**Records for the exercise**

###

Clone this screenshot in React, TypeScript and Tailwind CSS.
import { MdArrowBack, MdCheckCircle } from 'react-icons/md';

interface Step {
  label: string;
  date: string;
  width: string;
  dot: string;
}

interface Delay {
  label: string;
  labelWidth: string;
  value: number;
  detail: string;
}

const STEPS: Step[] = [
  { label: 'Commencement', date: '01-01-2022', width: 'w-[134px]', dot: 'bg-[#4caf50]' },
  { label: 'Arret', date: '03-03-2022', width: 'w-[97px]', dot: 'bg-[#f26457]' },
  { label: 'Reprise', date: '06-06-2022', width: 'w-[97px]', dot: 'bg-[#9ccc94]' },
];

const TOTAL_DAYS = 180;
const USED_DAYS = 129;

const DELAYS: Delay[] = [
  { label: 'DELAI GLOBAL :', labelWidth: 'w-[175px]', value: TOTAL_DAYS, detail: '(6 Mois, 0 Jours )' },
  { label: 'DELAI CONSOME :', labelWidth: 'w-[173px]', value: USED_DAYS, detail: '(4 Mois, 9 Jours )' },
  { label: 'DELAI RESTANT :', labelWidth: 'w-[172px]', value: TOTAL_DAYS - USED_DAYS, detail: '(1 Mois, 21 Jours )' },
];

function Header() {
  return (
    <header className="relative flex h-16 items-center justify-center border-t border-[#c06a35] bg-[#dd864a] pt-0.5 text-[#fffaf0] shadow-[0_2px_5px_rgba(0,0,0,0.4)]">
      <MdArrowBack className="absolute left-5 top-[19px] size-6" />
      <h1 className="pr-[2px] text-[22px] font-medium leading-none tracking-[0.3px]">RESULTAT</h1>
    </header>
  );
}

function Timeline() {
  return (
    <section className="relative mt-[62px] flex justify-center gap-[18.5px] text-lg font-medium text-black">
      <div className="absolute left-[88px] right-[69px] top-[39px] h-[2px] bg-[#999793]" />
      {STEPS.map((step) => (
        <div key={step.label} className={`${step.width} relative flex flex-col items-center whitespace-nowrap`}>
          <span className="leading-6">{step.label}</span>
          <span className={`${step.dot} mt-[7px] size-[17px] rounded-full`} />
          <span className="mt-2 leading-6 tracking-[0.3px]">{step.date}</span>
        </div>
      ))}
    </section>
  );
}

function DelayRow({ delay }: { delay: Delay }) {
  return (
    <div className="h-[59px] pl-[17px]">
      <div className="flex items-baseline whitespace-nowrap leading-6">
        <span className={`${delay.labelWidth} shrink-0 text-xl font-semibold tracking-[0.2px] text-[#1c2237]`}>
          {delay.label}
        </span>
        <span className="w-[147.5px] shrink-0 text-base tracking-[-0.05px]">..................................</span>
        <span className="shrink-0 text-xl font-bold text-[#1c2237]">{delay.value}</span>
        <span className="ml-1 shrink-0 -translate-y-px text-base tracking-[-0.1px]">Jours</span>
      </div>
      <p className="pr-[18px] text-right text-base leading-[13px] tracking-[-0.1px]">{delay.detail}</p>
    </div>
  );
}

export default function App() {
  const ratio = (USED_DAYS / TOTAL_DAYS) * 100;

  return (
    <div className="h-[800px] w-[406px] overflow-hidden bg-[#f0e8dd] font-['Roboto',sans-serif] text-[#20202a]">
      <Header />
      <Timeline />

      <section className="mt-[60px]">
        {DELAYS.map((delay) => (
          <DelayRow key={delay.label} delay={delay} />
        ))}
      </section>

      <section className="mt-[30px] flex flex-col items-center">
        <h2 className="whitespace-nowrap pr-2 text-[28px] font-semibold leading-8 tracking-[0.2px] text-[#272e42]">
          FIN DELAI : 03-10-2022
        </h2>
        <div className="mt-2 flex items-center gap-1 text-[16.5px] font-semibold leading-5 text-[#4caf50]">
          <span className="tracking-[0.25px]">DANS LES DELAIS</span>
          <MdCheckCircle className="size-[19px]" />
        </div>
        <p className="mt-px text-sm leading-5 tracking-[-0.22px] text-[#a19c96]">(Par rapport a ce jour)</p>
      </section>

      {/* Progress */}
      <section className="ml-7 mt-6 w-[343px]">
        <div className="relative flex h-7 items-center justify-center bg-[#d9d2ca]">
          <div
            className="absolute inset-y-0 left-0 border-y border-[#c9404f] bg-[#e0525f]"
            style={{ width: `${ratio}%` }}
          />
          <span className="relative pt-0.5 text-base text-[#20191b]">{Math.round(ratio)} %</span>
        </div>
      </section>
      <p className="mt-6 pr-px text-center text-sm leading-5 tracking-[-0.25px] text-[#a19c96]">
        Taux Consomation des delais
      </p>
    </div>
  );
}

###

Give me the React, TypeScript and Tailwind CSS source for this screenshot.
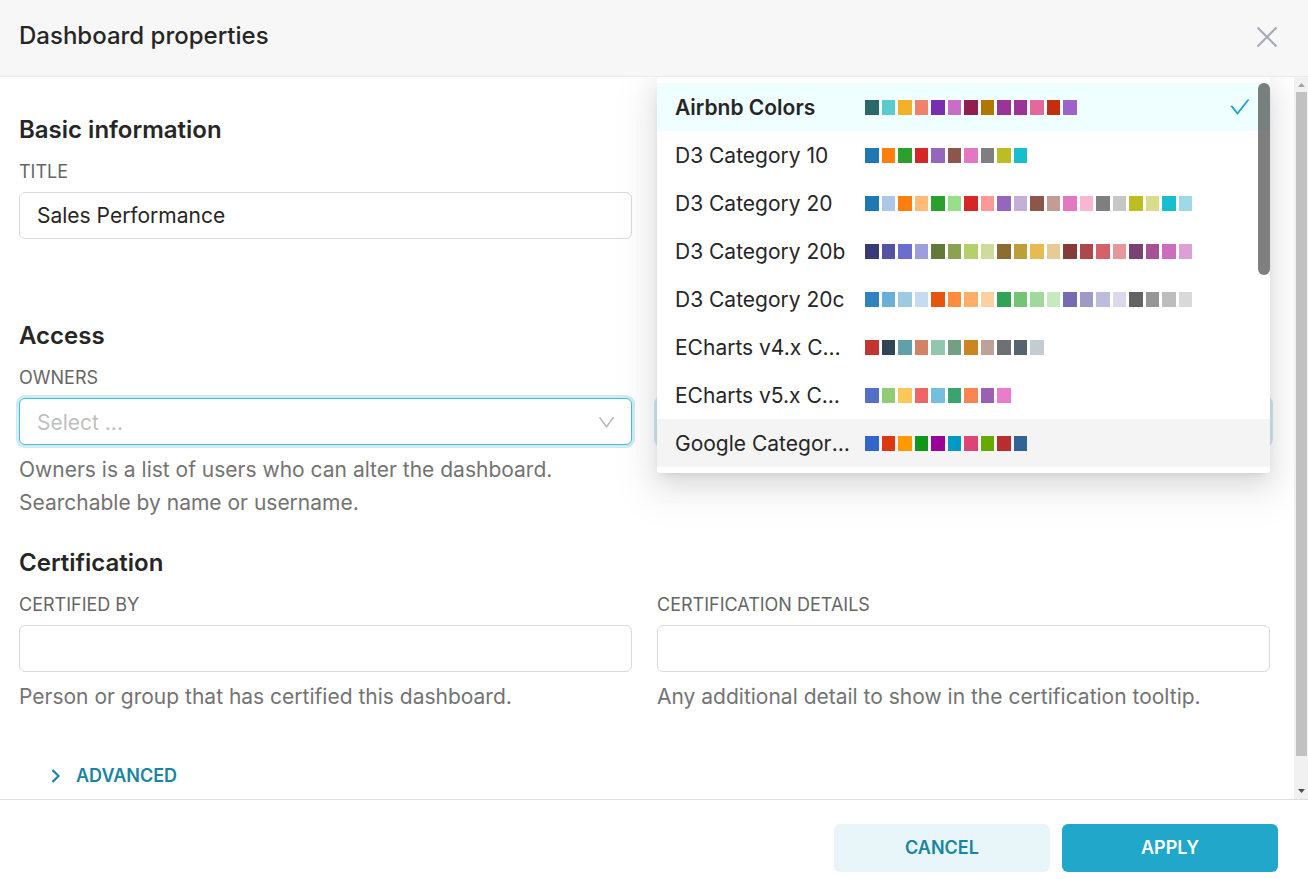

###

**Description of the task**
Search the records for the word "TypeScript", then list every line that has it.

**Output for this exercise**
Clone this screenshot in React, TypeScript and Tailwind CSS.
Give me the React, TypeScript and Tailwind CSS source for this screenshot.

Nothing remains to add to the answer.